Gordon Price, the former Advisor to ASCOCC and current director of student life explained that “we’re all trying” to figure out ASCOCC’s role on the campus.

“Finally it’s reached a point where it needs to be clarified, solidified, so everybody knows what the situation is and we can move on from there,” said Price, “Nobody has clarification on it.”
The Funds, how are they dealt with?

ASCOCC’s constitution states that, “A student fee of  $1.50 per credit hour up to and including 12 credit hours will be assessed during Fall, Winter, Spring and Summer terms. The student fee shall be disbursed by the ASCOCC council.”

“It was originally set up to help support the health center and other student purposes,” said Price, “Through those years it’s kind of evolved … other purposes have come up that can use that $1.50 fee for educational advances and educational missions.”

The funds ASCOCC acquires through student fee money are allocated to payroll and The Voice, student government’s monthly publication, as well as clubs, programs, and other projects.

Clubs and programs that are funded by ASCOCC must submit a financial request to the student government to be approved.

According to Pierce, ASCOCC is questioning whether Clubs’ and Programs’ budgets fall under the regulations of COCC since the funding is provided by ASCOCC.

“If they [clubs and programs] go out and pay and expect a reimbursement and the college sends it back to us and says, ‘no, we can’t pay that,’ … we don’t want to start the year with situations like that coming up,” said Pierce. “We shouldn’t be getting things back from the college saying, ‘well according to this college procedure we can only pay x amount of dollars for mileage or hotel.”
Clubs/Organizations, a separate entity?

According to the National Student Government Association, the purpose of a student government is to represent students as well as providing a number of services to students.

A student government also serves as a learning experience for aspiring individuals seeking a career in politics or government, and usually allocates funds from the student body.

ASCOCC defines itself as a student government but according to Terry Link, ASCOCC’s legislative coordinator, ASCOCC currently does not adhere to the college’s policies and procedures.

“ASCOCC is a separate entity.” said Link. “Are we or are we not subject to college policies and procedures, the college being a government entity… it says specifically that ASCOCC has elected to have student fees withheld from the students thereby those fees are not part of the college fund and are not subject to the college’s policies and procedures.”

Fiscal services, a service paid for by COCC, currently handles ASCOCC’s budget which is approved by Taran Underdal, ASCOCC’s new advisor, who is employed by the college.

Price explained that the college and ASCOCC work together even though roles have not been defined.

“Right now we kinda work together … on managing the money, providing that fiscal process for them,” said Price.

Price also explained that the services provided to ASCOCC might have to be reevaluated by the college and whether Clubs and Programs have to abide by COCC’s policies if ASCOCC is a separate entity.

“If they are a complete, separate entity that would be one of the things we’d have to take a look at.
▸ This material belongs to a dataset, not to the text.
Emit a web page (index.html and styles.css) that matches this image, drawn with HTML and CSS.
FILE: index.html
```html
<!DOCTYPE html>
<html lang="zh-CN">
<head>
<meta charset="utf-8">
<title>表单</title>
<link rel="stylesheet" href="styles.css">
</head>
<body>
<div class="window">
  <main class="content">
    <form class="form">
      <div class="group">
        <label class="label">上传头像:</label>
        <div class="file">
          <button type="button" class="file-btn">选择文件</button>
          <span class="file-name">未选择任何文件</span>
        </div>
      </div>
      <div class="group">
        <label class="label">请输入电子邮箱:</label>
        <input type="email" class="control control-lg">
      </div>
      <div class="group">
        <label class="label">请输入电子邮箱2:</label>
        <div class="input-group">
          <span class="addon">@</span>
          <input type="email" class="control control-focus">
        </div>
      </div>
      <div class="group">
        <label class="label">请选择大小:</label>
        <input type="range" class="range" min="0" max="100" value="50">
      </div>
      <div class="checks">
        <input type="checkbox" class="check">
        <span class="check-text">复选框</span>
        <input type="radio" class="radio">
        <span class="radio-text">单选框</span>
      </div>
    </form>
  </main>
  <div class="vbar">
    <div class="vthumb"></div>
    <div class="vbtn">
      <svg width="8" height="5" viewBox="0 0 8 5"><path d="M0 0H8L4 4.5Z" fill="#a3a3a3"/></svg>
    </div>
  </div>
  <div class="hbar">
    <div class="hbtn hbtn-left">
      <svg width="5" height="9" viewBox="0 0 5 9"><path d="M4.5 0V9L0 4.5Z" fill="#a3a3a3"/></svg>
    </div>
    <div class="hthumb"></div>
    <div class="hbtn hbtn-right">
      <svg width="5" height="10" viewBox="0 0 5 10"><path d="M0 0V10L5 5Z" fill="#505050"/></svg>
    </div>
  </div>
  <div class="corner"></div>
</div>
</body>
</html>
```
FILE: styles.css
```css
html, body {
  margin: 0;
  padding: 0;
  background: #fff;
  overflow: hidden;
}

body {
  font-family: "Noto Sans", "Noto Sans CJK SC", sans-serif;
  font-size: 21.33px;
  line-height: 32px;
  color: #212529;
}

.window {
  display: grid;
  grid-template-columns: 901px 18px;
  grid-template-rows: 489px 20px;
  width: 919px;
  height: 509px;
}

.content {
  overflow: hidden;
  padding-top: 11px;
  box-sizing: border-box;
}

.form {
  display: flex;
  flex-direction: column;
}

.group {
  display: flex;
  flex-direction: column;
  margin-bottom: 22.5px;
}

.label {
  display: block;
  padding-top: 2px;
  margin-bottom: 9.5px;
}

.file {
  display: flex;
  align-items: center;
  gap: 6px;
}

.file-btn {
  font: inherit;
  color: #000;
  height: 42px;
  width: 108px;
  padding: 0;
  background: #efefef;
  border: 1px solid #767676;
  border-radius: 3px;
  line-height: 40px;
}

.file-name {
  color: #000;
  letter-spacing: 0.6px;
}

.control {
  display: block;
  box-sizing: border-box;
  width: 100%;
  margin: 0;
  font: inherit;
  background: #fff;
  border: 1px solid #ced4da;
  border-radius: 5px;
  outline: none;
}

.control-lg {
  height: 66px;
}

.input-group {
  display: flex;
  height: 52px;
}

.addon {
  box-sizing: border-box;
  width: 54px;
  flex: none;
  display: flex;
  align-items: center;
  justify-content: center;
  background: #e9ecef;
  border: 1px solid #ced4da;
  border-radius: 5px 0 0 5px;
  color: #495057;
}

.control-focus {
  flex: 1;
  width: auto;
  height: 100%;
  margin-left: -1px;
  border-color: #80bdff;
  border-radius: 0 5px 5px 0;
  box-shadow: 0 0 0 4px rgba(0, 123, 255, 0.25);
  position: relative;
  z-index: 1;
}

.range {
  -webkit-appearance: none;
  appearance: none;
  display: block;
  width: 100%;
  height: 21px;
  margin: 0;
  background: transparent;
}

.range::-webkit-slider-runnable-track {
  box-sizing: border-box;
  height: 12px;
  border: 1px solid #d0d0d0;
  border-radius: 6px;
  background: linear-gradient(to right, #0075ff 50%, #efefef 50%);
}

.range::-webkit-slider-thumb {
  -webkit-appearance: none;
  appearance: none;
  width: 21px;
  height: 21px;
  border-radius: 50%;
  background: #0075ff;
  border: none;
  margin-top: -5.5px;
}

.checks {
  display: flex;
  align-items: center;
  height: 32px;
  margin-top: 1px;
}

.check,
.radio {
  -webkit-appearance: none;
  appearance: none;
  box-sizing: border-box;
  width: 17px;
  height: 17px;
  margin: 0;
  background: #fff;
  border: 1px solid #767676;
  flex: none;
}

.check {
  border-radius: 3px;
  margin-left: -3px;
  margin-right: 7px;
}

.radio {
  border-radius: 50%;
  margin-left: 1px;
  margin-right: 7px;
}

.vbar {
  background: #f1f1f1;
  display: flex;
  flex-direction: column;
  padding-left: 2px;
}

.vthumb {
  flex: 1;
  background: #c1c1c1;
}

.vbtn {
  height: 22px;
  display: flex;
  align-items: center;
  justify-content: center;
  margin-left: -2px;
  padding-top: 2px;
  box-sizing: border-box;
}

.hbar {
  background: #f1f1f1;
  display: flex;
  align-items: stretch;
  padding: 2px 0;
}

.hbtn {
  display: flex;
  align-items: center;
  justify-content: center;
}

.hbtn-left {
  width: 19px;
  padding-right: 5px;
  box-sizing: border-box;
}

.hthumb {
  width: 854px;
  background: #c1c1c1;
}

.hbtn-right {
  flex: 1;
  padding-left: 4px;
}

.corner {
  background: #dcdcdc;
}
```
That would be in the best interest of the college and the student government to look at.”
OSU Cascades, how do they do it?

COCC has a symbiotic neighbor, Oregon State University – Cascades Campus. OSU Cascades provides degrees beyond the associates degree that COCC provides. It also houses a student government, the Associated Student of Cascade Campus.

College student governments generally work differently with their policies and their relation to the college. ASCC doesn’t deal with money at all, according to Andrew Davis, coordinator of student life at OSU Cascades. The money is managed by a fee committee, which is separate from the student government.
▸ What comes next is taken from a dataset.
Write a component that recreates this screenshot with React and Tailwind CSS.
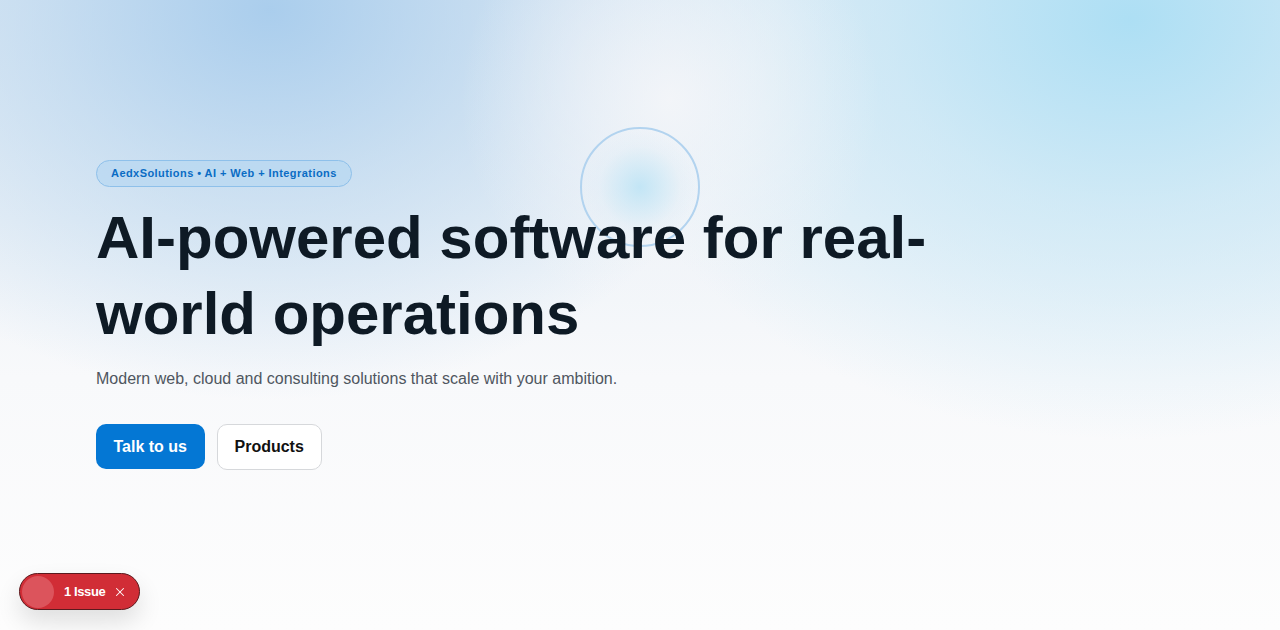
import { X } from "lucide-react";

const App = () => {
    return (
        <div className="relative min-h-[630px] w-full overflow-hidden bg-[#fdfdfd] font-['Liberation_Sans',Arial,sans-serif]">
            {/* background glows */}
            <div className="pointer-events-none absolute inset-0 bg-[linear-gradient(180deg,#e4edf6_0%,#eef3f8_35%,#f8f9fb_60%,#fdfdfd_100%)]" />
            <div className="pointer-events-none absolute -left-[230px] -top-[380px] h-[780px] w-[1000px] rounded-full bg-[radial-gradient(closest-side,rgba(160,200,235,0.85),rgba(175,208,236,0.55)_45%,rgba(200,220,240,0)_100%)]" />
            <div className="pointer-events-none absolute -right-[400px] -top-[400px] h-[840px] w-[1100px] rounded-full bg-[radial-gradient(closest-side,rgba(170,222,244,0.95),rgba(190,228,245,0.6)_45%,rgba(210,235,248,0)_100%)]" />
            <div className="pointer-events-none absolute left-[460px] -top-[120px] h-[440px] w-[420px] rounded-full bg-[radial-gradient(closest-side,rgba(245,246,249,0.9),rgba(245,246,249,0))]" />

            {/* floating orb */}
            <div className="pointer-events-none absolute left-[580px] top-[127px] h-[120px] w-[120px] rounded-full border-2 border-[#b2d3ef] bg-[radial-gradient(closest-side,rgba(190,228,245,0.9),rgba(220,236,246,0.3)_70%,rgba(230,238,246,0))]" />

            <div className="relative px-[96px] pt-[160px]">
                <span className="inline-flex h-[27px] items-center rounded-full border border-[#8ec0ea] bg-[#b9d8f1]/80 px-[14px] text-[11px] font-bold tracking-[0.04em] text-[#0a6cc4]">
                    AedxSolutions • AI + Web + Integrations
                </span>

                <h1 className="mt-[13px] max-w-[900px] text-[60px] font-bold leading-[76px] text-[#0e1a25]">
                    AI-powered software for real-world operations
                </h1>

                <p className="mt-[15px] text-[16px] leading-6 text-[#4f5660]">
                    Modern web, cloud and consulting solutions that scale with your ambition.
                </p>

                <div className="mt-[33px] flex gap-3">
                    <button className="h-[45px] rounded-[10px] bg-[#0477d4] px-[17.5px] text-[16px] font-bold text-white">
                        Talk to us
                    </button>
                    <button className="h-[46px] rounded-[10px] border border-[#d6d8db] bg-white px-[17px] text-[16px] font-bold text-[#111]">
                        Products
                    </button>
                </div>
            </div>

            {/* issue badge */}
            <div className="absolute bottom-[20px] left-[19px] flex h-[37px] items-center gap-2 rounded-full border border-[#5a1a1e] bg-[#d12d36] pl-[2px] pr-[12px] shadow-[0_12px_24px_rgba(0,0,0,0.12)]">
                <span className="h-[32px] w-[32px] rounded-full bg-[#dc545c]" />
                <span className="ml-[2px] text-[13px] font-bold tracking-[-0.03em] text-white">1 Issue</span>
                <X className="h-[14px] w-[14px] text-white" strokeWidth={1.8} />
            </div>
        </div>
    );
};

export default App;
“So we’ve got the money handled by the student fee committee, which is five to seven students that apply and get faculty recommendations to serve on this committee. They just deal with the money,” said Davis. “They make sure that all the student fee money falls within those [OSU Cascade’s] guidelines.”

Andrew Davis explains the student government’s role at OSU saying that ASCC is, “a part of OSU. They’re really the student representation of OSU,” and that he, “very much view[s] ASCC as a component of OSU.”